What is required →
Work out the number of lines containing "index". Answer with nothing but that number.

Source data →
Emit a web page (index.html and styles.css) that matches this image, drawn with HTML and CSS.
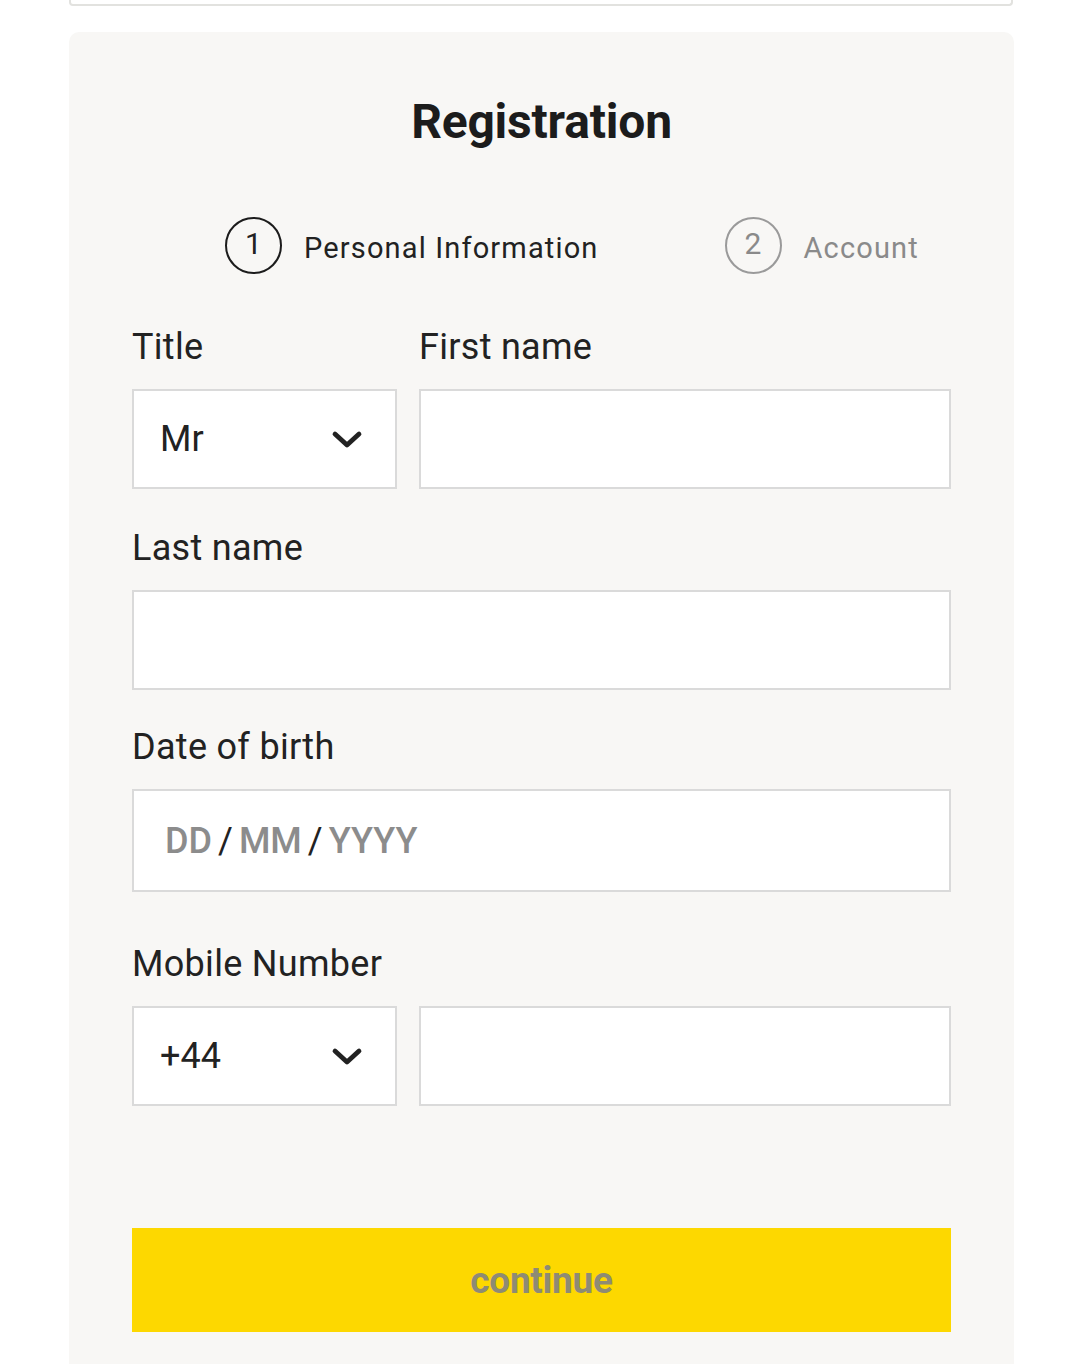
FILE: index.html
```html
<!DOCTYPE html>
<html lang="en">
<head>
<meta charset="utf-8">
<title>Registration</title>
<link rel="stylesheet" href="styles.css">
</head>
<body>
<div class="page">
  <div class="prev-box"></div>
  <section class="card">
    <h1 class="heading">Registration</h1>
    <div class="steps">
      <div class="step step-active">
        <span class="step-num">1</span>
        <span class="step-label">Personal Information</span>
      </div>
      <div class="step step-next">
        <span class="step-num">2</span>
        <span class="step-label">Account</span>
      </div>
    </div>

    <div class="row row-name">
      <div class="field field-small">
        <label class="label">Title</label>
        <div class="box select">
          <span class="value">Mr</span>
          <svg class="chevron" viewBox="0 0 32 20" width="32" height="20"><path d="M4 4 L16 15 L28 4" fill="none" stroke="#222" stroke-width="4.8" stroke-linecap="round" stroke-linejoin="round"/></svg>
        </div>
      </div>
      <div class="field field-grow">
        <label class="label">First name</label>
        <div class="box"></div>
      </div>
    </div>

    <div class="field field-last">
      <label class="label">Last name</label>
      <div class="box"></div>
    </div>

    <div class="field field-dob">
      <label class="label">Date of birth</label>
      <div class="box box-dob">
        <span class="dob-part">DD</span><span class="dob-sep">/</span><span class="dob-part">MM</span><span class="dob-sep">/</span><span class="dob-part">YYYY</span>
      </div>
    </div>

    <div class="row row-mobile">
      <div class="field field-small">
        <label class="label label-mobile">Mobile Number</label>
        <div class="box select">
          <span class="value">+44</span>
          <svg class="chevron" viewBox="0 0 32 20" width="32" height="20"><path d="M4 4 L16 15 L28 4" fill="none" stroke="#222" stroke-width="4.8" stroke-linecap="round" stroke-linejoin="round"/></svg>
        </div>
      </div>
      <div class="field field-grow field-nolabel">
        <div class="box"></div>
      </div>
    </div>

    <button class="continue" type="button">continue</button>
  </section>
</div>
</body>
</html>
```
FILE: styles.css
```css
* { box-sizing: border-box; }
html, body { margin: 0; padding: 0; background: #ffffff; }
body { font-family: Roboto, "Liberation Sans", Arial, sans-serif; color: #222222; }

.page { width: 1080px; }

.prev-box {
  margin: 0 67px 0 69px;
  height: 6px;
  border: 2px solid #e2e2df;
  border-top: none;
  border-radius: 0 0 4px 4px;
  background: #fff;
}

.card {
  margin: 26px 66px 0 69px;
  background: #f8f7f5;
  border-radius: 10px 10px 0 0;
  padding: 62px 63px 40px 63px;
  min-height: 1340px;
}

.heading {
  margin: 0;
  text-align: center;
  font-size: 48px;
  line-height: 56px;
  font-weight: 700;
  color: #1c1c1c;
  letter-spacing: -0.2px;
}

.steps {
  display: flex;
  align-items: center;
  margin: 67px 0 0 93px;
  gap: 126px;
}
.step { display: flex; align-items: center; gap: 22px; }
.step-num {
  width: 57px;
  height: 57px;
  border-radius: 50%;
  border: 2px solid #1c1c1c;
  display: flex;
  align-items: center;
  justify-content: center;
  font-size: 30px;
  line-height: 1;
  padding-bottom: 3px;
}
.step-label {
  font-size: 29px;
  letter-spacing: 1.15px;
  line-height: 36px;
  padding-top: 4px;
}
.step-next .step-num { border-color: #9a9a9a; color: #8a8a8a; }
.step-next .step-label { color: #8a8a8a; }

.row { display: flex; gap: 22px; align-items: flex-end; }
.field { display: flex; flex-direction: column; }
.field-small { width: 265px; flex: none; }
.field-grow { flex: 1; }

.row-name { margin-top: 52px; }
.field-last { margin-top: 38px; }
.field-dob { margin-top: 36px; }
.row-mobile { margin-top: 51px; }

.label {
  font-size: 36px;
  line-height: 42px;
  letter-spacing: 0.3px;
  color: #222222;
  margin-bottom: 21px;
}

.box {
  height: 100px;
  background: #ffffff;
  border: 2px solid #dadada;
}

.box-dob { height: 103px; }

.select {
  display: flex;
  align-items: center;
  justify-content: space-between;
  padding: 0 32px 0 26px;
}
.value { font-size: 36px; color: #222222; line-height: 1; }
.chevron { display: block; margin-top: 2px; }

.box-dob {
  display: flex;
  align-items: center;
  padding-left: 31px;
  font-size: 36px;
}
.dob-part { color: #8c8c8c; font-weight: 500; }
.dob-sep { color: #222; margin: 0 6px; font-weight: 400; }

.continue {
  display: block;
  width: 100%;
  height: 104px;
  margin-top: 122px;
  border: none;
  background: #fdd800;
  color: #8e8b74;
  font-family: Roboto, "Liberation Sans", Arial, sans-serif;
  font-size: 37px;
  font-weight: 700;
  letter-spacing: -0.3px;
  padding: 0;
}
```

Response →
2